◆ **What the exercise asks**
Pick out the lines below that include the string "table".

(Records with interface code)

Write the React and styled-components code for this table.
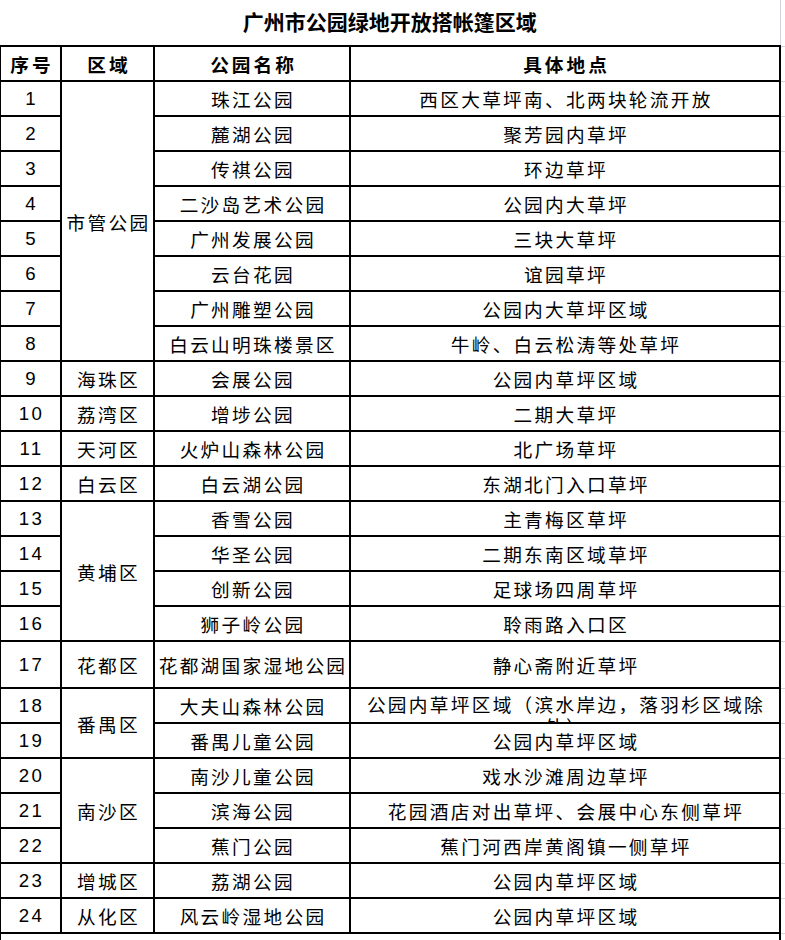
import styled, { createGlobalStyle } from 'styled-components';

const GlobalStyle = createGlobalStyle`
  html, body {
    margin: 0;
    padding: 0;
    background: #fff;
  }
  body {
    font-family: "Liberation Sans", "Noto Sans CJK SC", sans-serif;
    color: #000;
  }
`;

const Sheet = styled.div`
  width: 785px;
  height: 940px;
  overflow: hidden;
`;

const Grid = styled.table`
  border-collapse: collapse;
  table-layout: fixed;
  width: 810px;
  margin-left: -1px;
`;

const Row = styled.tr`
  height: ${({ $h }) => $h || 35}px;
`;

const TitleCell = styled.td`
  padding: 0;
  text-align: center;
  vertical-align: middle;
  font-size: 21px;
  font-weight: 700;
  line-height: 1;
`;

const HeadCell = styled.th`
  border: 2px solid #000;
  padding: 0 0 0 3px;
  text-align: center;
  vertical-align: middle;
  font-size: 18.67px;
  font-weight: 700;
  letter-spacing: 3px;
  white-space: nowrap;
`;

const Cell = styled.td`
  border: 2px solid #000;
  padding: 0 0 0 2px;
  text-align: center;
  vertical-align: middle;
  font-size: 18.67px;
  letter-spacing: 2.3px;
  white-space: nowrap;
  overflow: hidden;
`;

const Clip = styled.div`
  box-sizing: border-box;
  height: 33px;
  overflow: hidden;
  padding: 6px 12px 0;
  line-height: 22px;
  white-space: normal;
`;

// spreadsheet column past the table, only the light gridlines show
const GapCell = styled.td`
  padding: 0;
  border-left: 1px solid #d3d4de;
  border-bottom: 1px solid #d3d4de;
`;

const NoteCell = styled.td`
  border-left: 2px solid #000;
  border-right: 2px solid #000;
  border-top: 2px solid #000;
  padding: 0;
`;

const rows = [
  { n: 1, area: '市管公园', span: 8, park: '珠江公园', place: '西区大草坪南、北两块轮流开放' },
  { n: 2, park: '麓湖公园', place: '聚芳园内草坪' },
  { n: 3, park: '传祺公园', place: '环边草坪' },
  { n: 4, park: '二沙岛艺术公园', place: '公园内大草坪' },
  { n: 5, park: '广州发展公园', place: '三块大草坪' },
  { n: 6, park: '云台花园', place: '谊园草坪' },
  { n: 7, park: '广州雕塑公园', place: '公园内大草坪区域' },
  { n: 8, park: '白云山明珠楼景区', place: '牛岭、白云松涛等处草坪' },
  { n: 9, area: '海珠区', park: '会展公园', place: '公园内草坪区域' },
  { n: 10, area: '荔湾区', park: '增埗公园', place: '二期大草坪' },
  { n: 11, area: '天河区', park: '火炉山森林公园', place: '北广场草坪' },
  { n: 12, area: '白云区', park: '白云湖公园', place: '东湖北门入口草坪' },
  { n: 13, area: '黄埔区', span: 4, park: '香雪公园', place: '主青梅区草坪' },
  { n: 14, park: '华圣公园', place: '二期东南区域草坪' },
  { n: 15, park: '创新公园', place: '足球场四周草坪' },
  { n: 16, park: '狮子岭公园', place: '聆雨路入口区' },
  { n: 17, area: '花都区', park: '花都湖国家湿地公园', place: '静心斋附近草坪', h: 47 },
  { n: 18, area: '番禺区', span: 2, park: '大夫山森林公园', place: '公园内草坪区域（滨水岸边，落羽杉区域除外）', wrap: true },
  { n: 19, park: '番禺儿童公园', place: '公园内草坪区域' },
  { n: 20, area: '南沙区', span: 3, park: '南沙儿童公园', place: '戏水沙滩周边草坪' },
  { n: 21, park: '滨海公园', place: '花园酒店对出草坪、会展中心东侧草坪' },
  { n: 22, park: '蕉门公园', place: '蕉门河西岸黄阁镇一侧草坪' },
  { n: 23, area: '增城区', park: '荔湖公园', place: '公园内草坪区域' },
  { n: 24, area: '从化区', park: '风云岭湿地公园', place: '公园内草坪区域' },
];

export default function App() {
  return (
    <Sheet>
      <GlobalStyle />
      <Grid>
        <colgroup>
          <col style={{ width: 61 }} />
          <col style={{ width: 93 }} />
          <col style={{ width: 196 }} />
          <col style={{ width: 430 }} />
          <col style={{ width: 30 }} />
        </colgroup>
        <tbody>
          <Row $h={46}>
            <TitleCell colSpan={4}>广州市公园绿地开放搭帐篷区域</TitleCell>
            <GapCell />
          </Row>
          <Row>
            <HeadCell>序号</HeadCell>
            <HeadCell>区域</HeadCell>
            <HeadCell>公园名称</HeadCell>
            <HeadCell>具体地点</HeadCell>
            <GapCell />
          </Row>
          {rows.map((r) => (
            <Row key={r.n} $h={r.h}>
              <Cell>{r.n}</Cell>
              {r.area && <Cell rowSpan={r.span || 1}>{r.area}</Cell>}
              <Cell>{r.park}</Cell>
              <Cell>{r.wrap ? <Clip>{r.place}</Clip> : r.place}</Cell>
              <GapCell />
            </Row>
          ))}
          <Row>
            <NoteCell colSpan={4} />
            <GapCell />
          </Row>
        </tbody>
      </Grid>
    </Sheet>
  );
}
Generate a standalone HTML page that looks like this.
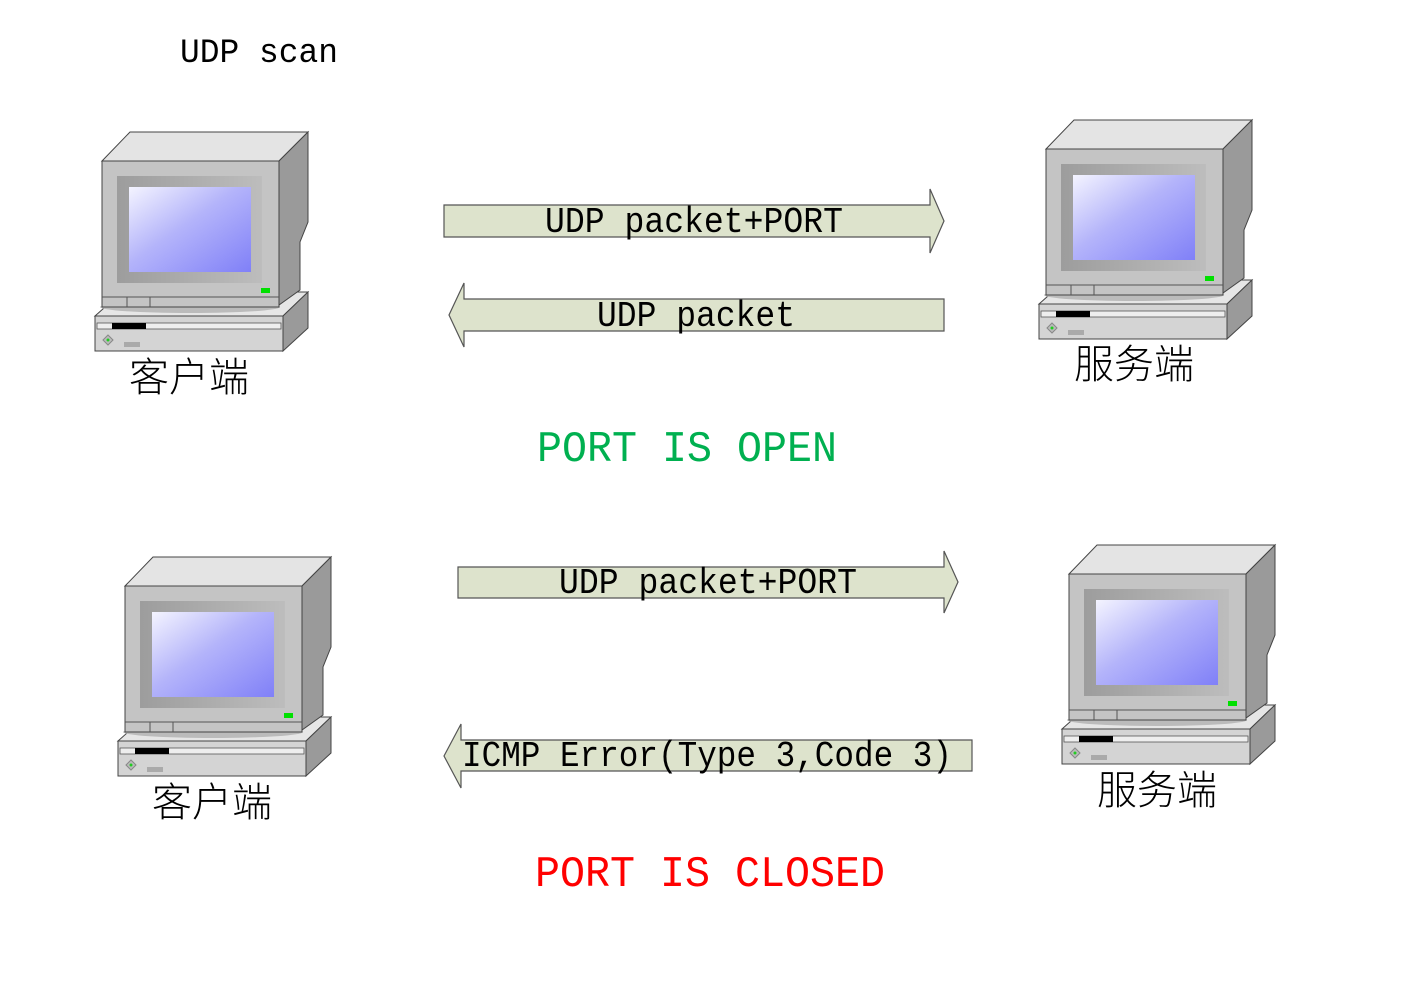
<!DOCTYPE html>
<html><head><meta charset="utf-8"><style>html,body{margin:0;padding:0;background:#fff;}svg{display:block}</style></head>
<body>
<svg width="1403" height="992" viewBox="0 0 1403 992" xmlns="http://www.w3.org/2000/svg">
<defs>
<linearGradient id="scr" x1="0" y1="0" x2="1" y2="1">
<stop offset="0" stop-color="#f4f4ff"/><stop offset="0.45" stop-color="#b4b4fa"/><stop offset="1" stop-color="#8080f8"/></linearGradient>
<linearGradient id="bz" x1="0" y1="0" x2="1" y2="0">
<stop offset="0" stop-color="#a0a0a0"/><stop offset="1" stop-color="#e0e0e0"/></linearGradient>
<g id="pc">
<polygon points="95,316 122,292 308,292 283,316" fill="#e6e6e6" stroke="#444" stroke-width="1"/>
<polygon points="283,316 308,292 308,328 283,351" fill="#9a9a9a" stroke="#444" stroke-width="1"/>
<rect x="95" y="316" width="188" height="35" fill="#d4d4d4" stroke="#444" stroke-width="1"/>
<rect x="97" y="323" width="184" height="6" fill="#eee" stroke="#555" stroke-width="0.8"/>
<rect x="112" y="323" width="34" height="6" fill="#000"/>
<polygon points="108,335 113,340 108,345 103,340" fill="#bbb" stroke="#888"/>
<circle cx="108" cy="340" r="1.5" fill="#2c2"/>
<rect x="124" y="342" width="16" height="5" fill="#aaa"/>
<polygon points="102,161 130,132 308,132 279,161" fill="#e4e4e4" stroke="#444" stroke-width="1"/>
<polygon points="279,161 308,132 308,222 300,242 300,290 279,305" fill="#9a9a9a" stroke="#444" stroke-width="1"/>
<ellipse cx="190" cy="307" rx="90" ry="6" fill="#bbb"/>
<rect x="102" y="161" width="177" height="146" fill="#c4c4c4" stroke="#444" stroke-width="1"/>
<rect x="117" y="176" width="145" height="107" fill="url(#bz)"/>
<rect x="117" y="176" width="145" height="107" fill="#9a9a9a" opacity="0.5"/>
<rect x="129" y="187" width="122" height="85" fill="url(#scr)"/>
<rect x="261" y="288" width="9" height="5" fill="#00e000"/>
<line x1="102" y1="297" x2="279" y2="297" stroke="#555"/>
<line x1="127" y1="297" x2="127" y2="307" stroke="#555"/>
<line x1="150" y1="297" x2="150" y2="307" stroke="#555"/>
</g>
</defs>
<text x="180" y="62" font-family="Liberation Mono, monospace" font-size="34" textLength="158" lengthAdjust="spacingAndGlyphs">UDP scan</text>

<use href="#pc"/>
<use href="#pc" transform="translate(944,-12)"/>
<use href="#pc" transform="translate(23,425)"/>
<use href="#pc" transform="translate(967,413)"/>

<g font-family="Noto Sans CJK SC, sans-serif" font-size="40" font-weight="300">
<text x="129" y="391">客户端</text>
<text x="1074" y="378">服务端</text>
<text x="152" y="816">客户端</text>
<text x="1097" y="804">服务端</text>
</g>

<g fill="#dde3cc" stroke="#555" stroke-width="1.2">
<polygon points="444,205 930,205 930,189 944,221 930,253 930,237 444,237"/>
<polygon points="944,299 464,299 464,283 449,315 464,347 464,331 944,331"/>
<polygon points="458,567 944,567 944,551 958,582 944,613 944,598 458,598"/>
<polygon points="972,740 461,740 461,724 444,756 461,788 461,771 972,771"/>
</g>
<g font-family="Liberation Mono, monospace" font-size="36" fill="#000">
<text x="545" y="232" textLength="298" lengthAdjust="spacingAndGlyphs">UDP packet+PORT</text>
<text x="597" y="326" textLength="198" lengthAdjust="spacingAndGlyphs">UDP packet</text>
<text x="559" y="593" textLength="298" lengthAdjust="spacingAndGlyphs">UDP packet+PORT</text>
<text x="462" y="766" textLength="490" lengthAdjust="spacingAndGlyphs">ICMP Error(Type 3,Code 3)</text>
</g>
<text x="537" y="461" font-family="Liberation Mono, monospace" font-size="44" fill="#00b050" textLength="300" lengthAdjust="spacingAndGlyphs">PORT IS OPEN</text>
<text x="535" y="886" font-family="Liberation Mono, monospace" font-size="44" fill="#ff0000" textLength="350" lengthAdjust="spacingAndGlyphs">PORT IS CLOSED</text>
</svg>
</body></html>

◆ **Answer for this exercise**
Write the React and styled-components code for this table.
const Grid = styled.table`
  table-layout: fixed;
// spreadsheet column past the table, only the light gridlines show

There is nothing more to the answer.